- first published by Harper Collins 2013
- ISBN 978-0-7322-9369-7
- 325 pages
- #2 in the Dody McLeland series
- source: my local library
Set in Edwardian London, this fantastic mystery series features Britain’s first female autopsy surgeon.
When an act of compassion misfires, autopsy surgeon Dr Dody McCleland must fight not only for her
career, but also for her life. The body of a scullery maid is discovered in her room. When it emerges that she had recently begged Dody to terminate an unwanted pregnancy, the coroner recommends Dody be tried for criminal abortion causing death. Meanwhile, the one man who might be able to help her, Chief Inspector Matthew Pike, is nowhere to be found.

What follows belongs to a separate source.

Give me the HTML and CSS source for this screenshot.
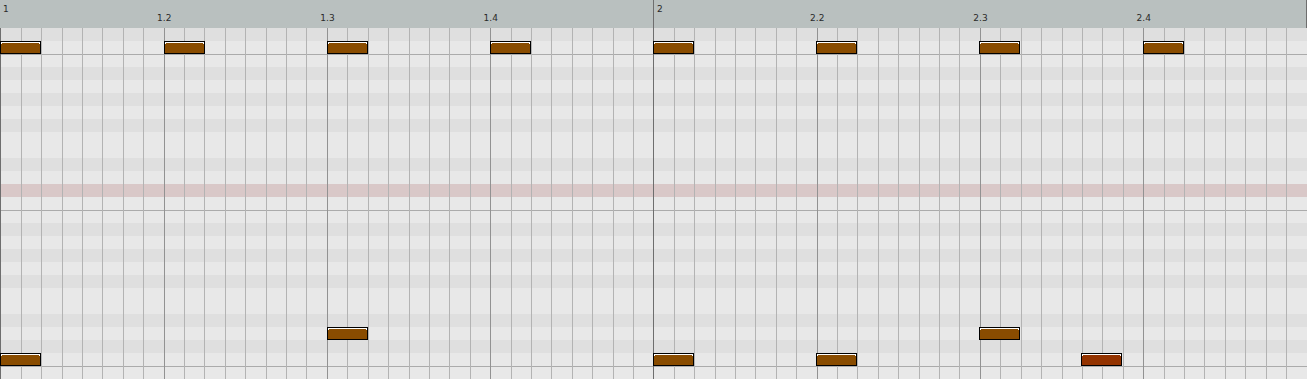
FILE: index.html
```html
<!DOCTYPE html>
<html>
<head>
<meta charset="utf-8">
<link rel="stylesheet" href="styles.css">
</head>
<body>
<div class="roll">
  <div class="ruler">
    <div class="seg"><span class="bar-label">1</span></div>
    <div class="seg"><span class="beat-label">1.2</span></div>
    <div class="seg"><span class="beat-label">1.3</span></div>
    <div class="seg"><span class="beat-label">1.4</span></div>
    <div class="seg seg-bar"><span class="bar-label">2</span></div>
    <div class="seg"><span class="beat-label">2.2</span></div>
    <div class="seg"><span class="beat-label">2.3</span></div>
    <div class="seg"><span class="beat-label">2.4</span></div>
    <div class="seg-end"></div>
  </div>
  <div class="grid">
    <div class="rows">
      <div class="row dark"></div>
      <div class="row"></div>
      <div class="row oct"></div>
      <div class="row dark"></div>
      <div class="row"></div>
      <div class="row dark"></div>
      <div class="row"></div>
      <div class="row dark"></div>
      <div class="row"></div>
      <div class="row"></div>
      <div class="row dark"></div>
      <div class="row"></div>
      <div class="row hl"></div>
      <div class="row"></div>
      <div class="row oct"></div>
      <div class="row dark"></div>
      <div class="row"></div>
      <div class="row dark"></div>
      <div class="row"></div>
      <div class="row dark"></div>
      <div class="row"></div>
      <div class="row"></div>
      <div class="row dark"></div>
      <div class="row"></div>
      <div class="row dark"></div>
      <div class="row"></div>
      <div class="row oct"></div>
    </div>
    <div class="cols">
      <div class="c m"></div><div class="c"></div><div class="c"></div><div class="c"></div><div class="c"></div><div class="c"></div><div class="c"></div><div class="c"></div>
      <div class="c b"></div><div class="c"></div><div class="c"></div><div class="c"></div><div class="c"></div><div class="c"></div><div class="c"></div><div class="c"></div>
      <div class="c b"></div><div class="c"></div><div class="c"></div><div class="c"></div><div class="c"></div><div class="c"></div><div class="c"></div><div class="c"></div>
      <div class="c b"></div><div class="c"></div><div class="c"></div><div class="c"></div><div class="c"></div><div class="c"></div><div class="c"></div><div class="c"></div>
      <div class="c m"></div><div class="c"></div><div class="c"></div><div class="c"></div><div class="c"></div><div class="c"></div><div class="c"></div><div class="c"></div>
      <div class="c b"></div><div class="c"></div><div class="c"></div><div class="c"></div><div class="c"></div><div class="c"></div><div class="c"></div><div class="c"></div>
      <div class="c b"></div><div class="c"></div><div class="c"></div><div class="c"></div><div class="c"></div><div class="c"></div><div class="c"></div><div class="c"></div>
      <div class="c b"></div><div class="c"></div><div class="c"></div><div class="c"></div><div class="c"></div><div class="c"></div><div class="c"></div><div class="c"></div>
    </div>
    <div class="notes">
      <div class="note" style="left:0px;top:13px"></div>
      <div class="note" style="left:164px;top:13px"></div>
      <div class="note" style="left:327px;top:13px"></div>
      <div class="note" style="left:490px;top:13px"></div>
      <div class="note" style="left:653px;top:13px"></div>
      <div class="note" style="left:816px;top:13px"></div>
      <div class="note" style="left:979px;top:13px"></div>
      <div class="note" style="left:1143px;top:13px"></div>
      <div class="note" style="left:327px;top:299px"></div>
      <div class="note" style="left:979px;top:299px"></div>
      <div class="note" style="left:0px;top:325px"></div>
      <div class="note" style="left:653px;top:325px"></div>
      <div class="note" style="left:816px;top:325px"></div>
      <div class="note note-red" style="left:1081px;top:325px"></div>
    </div>
  </div>
</div>
</body>
</html>
```
FILE: styles.css
```css
html, body {
  margin: 0;
  padding: 0;
  background: #e8e8e8;
  overflow: hidden;
}

.roll {
  width: 1307px;
  height: 379px;
  display: flex;
  flex-direction: column;
  font-family: "DejaVu Sans", sans-serif;
}

.ruler {
  height: 28px;
  flex: none;
  display: flex;
  background: #b9c0bf;
}

.seg {
  width: calc(1306px / 8);
  flex: none;
  box-sizing: border-box;
  display: flex;
  align-items: flex-start;
}

.seg-bar {
  border-left: 1px solid #6e6e6e;
}

.seg-end {
  width: 1px;
  background: #6e6e6e;
}

.bar-label,
.beat-label {
  font-size: 9px;
  line-height: 9px;
  color: #2a2a2a;
  white-space: nowrap;
}

.bar-label {
  margin: 5px 0 0 3px;
}

.beat-label {
  width: 0;
  display: flex;
  justify-content: center;
  margin: 14px 0 0 1px;
}

.grid {
  flex: 1;
  display: grid;
}

.rows,
.cols,
.notes {
  grid-area: 1 / 1;
}

.rows {
  display: flex;
  flex-direction: column;
}

.row {
  height: 13px;
  box-sizing: border-box;
  background: #e8e8e8;
}

.row.dark {
  background: #dfdfdf;
}

.row.hl {
  background: #d9c8c8;
}

.row.oct {
  border-top: 1px solid #ababab;
}

.cols {
  display: flex;
}

.c {
  width: calc(1306px / 64);
  flex: none;
  box-sizing: border-box;
  border-left: 1px solid #b3b3b3;
}

.c:first-child {
  width: calc(1306px / 64 + 0.4px);
}

.c.b {
  border-left-color: #929292;
}

.c.m {
  border-left-color: #6e6e6e;
}

.notes {
  position: relative;
}

.note {
  position: absolute;
  width: 41px;
  height: 13px;
  box-sizing: border-box;
  border: 1px solid #000;
  background: #894c00;
}

.note::before {
  content: "";
  display: block;
  height: 2px;
  box-sizing: border-box;
  border: 1px solid #fff;
  border-bottom: 0;
}

.note-red {
  background: #933300;
}
```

After another woman’s body is discovered bearing all the hallmarks of
the same crime, Dody suspects that a rogue doctor is on the loose. Amid
the turbulence of Edwardian London with its mix of strikes,
suffragettes, German spies, exotic dancers and an illicit drug trade,
Dody must unmask the killer before more girls are butchered and her own
life ends on the gallows.
Australian crime fiction author Felicity Young does a good job with a historical setting, giving her novel a feeling of authenticity, at the same time presenting the problems which women faced in the medical profession in the early 20th century.
Set in London in 1911, when conducting an abortion is a criminal offence, and encouraging women to practice birth control is also illegal, Dody assists the famous Sir Bernard Spilsbury in autopsies. But even with the great man’s patronage, she treads a very thin line as she advises women towards better contol of their child bearing.
Dody faces not only public opposition to women like her breaking into the professions, but also opposition among males already working there. And treachery comes from an unexpected place, almost resulting in her death.